The identical printing modules 46 and 47 of a two-color printing machine, which are shown in FIG. 3, include, for the purpose of driving the conveyor belts simultaneously, as has been described with regard to FIG. 1, a common frictional roller 58, which is driven by a motor. In addition, the printing modules 46 and 47 include respective deflecting rollers 59 and 60 on the sheet infeed side and the sheet discharge side, respectively, the rollers 59 and 60, like the frictional rollers 56 and 57 in FIG. 2, running along therewith on the sheet-transporting side of the conveyor belts. Due to the running of the deflecting rollers 59 and 60 along therewith, the lengths of the conveyor belts of the printing modules 44 and 45 in FIG. 3 are configured to be somewhat greater than the lengths of the conveyor belts of the printing modules 1, 2, 44, 45 shown in FIGS. 1 and 2.

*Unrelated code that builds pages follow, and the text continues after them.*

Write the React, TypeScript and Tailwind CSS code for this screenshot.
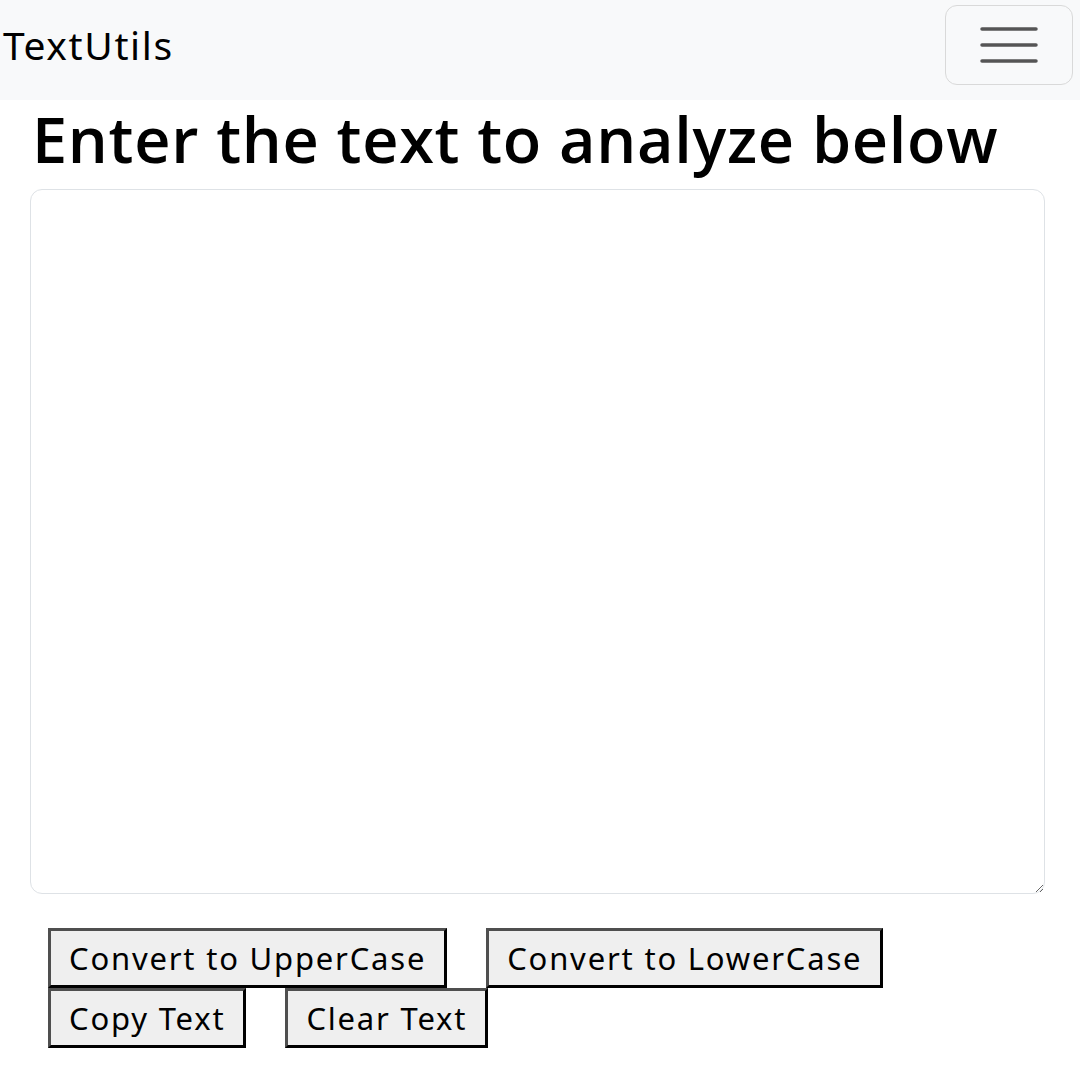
import React, { useState } from "react";

const btnClass =
  "h-[60px] px-[18px] ml-[18px] mr-[21px] bg-[#efefef] text-[31px] leading-none tracking-[1.8px] text-black border-[3px] border-t-[#4f4f4f] border-l-[#4f4f4f] border-b-black border-r-black";

export default function App() {
  const [text, setText] = useState("");

  return (
    <div className="min-h-screen bg-white font-['Noto_Sans',sans-serif]">
      {/* Navbar */}
      <nav className="h-[100px] bg-[#f8f9fa] flex items-start justify-between">
        <a className="mt-[21px] ml-[3px] text-[39px] leading-[48px] tracking-[1.6px] text-black">TextUtils</a>
        <button className="mt-[5px] mr-[7px] w-[128px] h-[80px] rounded-[12px] border-[1.5px] border-[#d9d9d9] flex items-center justify-center">
          <svg width="58" height="40" viewBox="0 0 58 40">
            <g stroke="#555" strokeWidth="3.5" strokeLinecap="round">
              <line x1="2" y1="4" x2="56" y2="4" />
              <line x1="2" y1="20" x2="56" y2="20" />
              <line x1="2" y1="36" x2="56" y2="36" />
            </g>
          </svg>
        </button>
      </nav>

      <div className="px-[30px]">
        <h1 className="ml-[2px] font-['Open_Sans',sans-serif] text-[63px] leading-[78px] font-semibold tracking-[0.7px] text-black">
          Enter the text to analyze below
        </h1>
        <textarea
          value={text}
          onChange={(e) => setText(e.target.value)}
          className="block mt-[11px] w-[1015px] h-[705px] rounded-[12px] border-[1.5px] border-[#dee2e6] outline-none"
        />
        <div className="mt-[34px]">
          <div className="flex">
            <button className={btnClass}>Convert to UpperCase</button>
            <button className={btnClass}>Convert to LowerCase</button>
          </div>
          <div className="flex">
            <button className={btnClass}>Copy Text</button>
            <button className={btnClass}>Clear Text</button>
          </div>
        </div>
      </div>
    </div>
  );
}
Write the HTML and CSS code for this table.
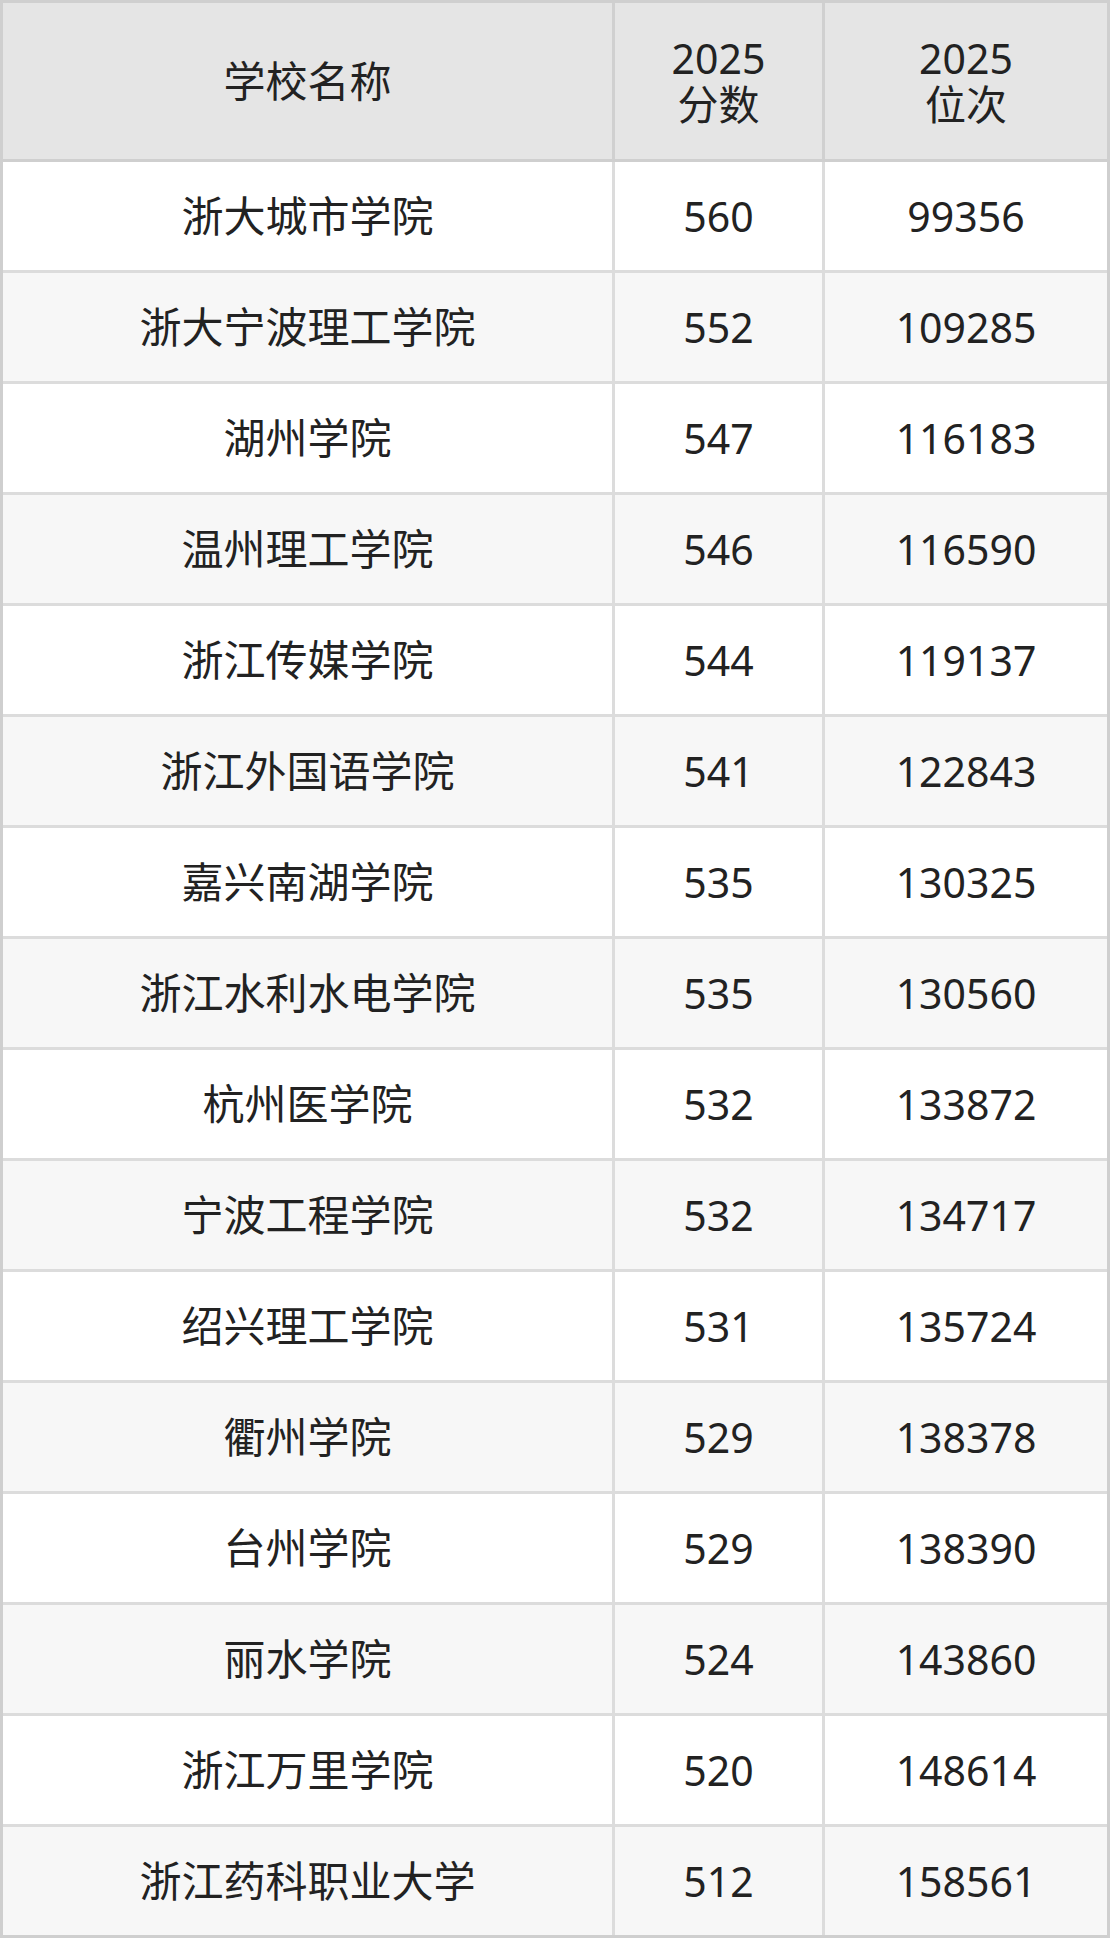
FILE: index.html
```html
<!DOCTYPE html>
<html lang="zh">
<head>
<meta charset="utf-8">
<link rel="stylesheet" href="styles.css">
</head>
<body>
<table class="score-table">
  <colgroup>
    <col class="col-name">
    <col class="col-score">
    <col class="col-rank">
  </colgroup>
  <thead>
    <tr>
      <th class="name">学校名称</th>
      <th>2025<br>分数</th>
      <th>2025<br>位次</th>
    </tr>
  </thead>
  <tbody>
    <tr><td class="name">浙大城市学院</td><td>560</td><td>99356</td></tr>
    <tr><td class="name">浙大宁波理工学院</td><td>552</td><td>109285</td></tr>
    <tr><td class="name">湖州学院</td><td>547</td><td>116183</td></tr>
    <tr><td class="name">温州理工学院</td><td>546</td><td>116590</td></tr>
    <tr><td class="name">浙江传媒学院</td><td>544</td><td>119137</td></tr>
    <tr><td class="name">浙江外国语学院</td><td>541</td><td>122843</td></tr>
    <tr><td class="name">嘉兴南湖学院</td><td>535</td><td>130325</td></tr>
    <tr><td class="name">浙江水利水电学院</td><td>535</td><td>130560</td></tr>
    <tr><td class="name">杭州医学院</td><td>532</td><td>133872</td></tr>
    <tr><td class="name">宁波工程学院</td><td>532</td><td>134717</td></tr>
    <tr><td class="name">绍兴理工学院</td><td>531</td><td>135724</td></tr>
    <tr><td class="name">衢州学院</td><td>529</td><td>138378</td></tr>
    <tr><td class="name">台州学院</td><td>529</td><td>138390</td></tr>
    <tr><td class="name">丽水学院</td><td>524</td><td>143860</td></tr>
    <tr><td class="name">浙江万里学院</td><td>520</td><td>148614</td></tr>
    <tr><td class="name">浙江药科职业大学</td><td>512</td><td>158561</td></tr>
  </tbody>
</table>
</body>
</html>
```
FILE: styles.css
```css
html, body {
  margin: 0;
  padding: 0;
  background: #ffffff;
}

.score-table {
  width: 1110px;
  table-layout: fixed;
  border-collapse: separate;
  border-spacing: 0;
  border: 3px solid #cfcfcf;
  font-family: "Noto Sans", "Noto Sans CJK SC", sans-serif;
  font-size: 41px;
  color: #222222;
}

.col-name { width: 609px; }
.col-score { width: 210px; }
.col-rank { width: 285px; }

.score-table th,
.score-table td {
  padding: 0;
  text-align: center;
  vertical-align: middle;
  font-weight: normal;
}

.score-table .name {
  font-size: 42px;
}

.score-table th + th,
.score-table td + td {
  border-left: 3px solid #dcdcdc;
}

.score-table thead th {
  height: 156px;
  line-height: 46px;
  background: #e5e5e5;
  border-bottom: 3px solid #cfcfcf;
}

.score-table thead th + th {
  border-left-color: #d0d0d0;
}

.score-table tbody td {
  height: 108px;
  line-height: 50px;
}

.score-table tbody tr + tr td {
  border-top: 3px solid #dcdcdc;
}

.score-table tbody tr:nth-child(even) td {
  background: #f7f7f7;
}
```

FIG. 4 illustrates a four-color printing machine with four printing modules 48 to 51. This four-color printing machine may be produced by assembling together two of the two-color printing machines according to FIG. 1. Synchronous running of the conveyor belts within the printing modules 48, 49 and 50, 51, arranged in groups of two, is achieved by jointly driving with the frictional rollers 61 and 62. Synchronous running of the driven frictional rollers 61 and 62 may be ensured by a common motor control or a mechanical gear transmission.
In the four-color printing machine shown in FIG. 5, four printing modules 52 to 55 are arranged in series or tandem. With respect to the belt lengths and the distances between the printing modules 52 and 55, that which has been stated hereinabove with regard to FIG. 3, applies as well to FIG. 5. A driven frictional roller 63 to 66, respectively, is provided between respective pairs of the printing modules 52 to 55. The deflecting roller 67 on the sheet-discharge side runs along merely with a friction lock on the sheet-transporting side of the conveyor belts of the printing module 55. The motors for driving the frictional rollers 63 to 66, respectively, feed a given amount of power into the system as a whole. The tensioning conditions in the individual belts can thus be influenced specifically and independently of one another, as a result of which the individual colors may be printed in register over one another.
The invention of the instant application has been described by way of example with reference to ink-jet printing machines, but is not intended to be limited thereto. The arrangement for conveying printed products, such as sheets, folded copies and finished products, may likewise be provided in a machine which inspects the printed products.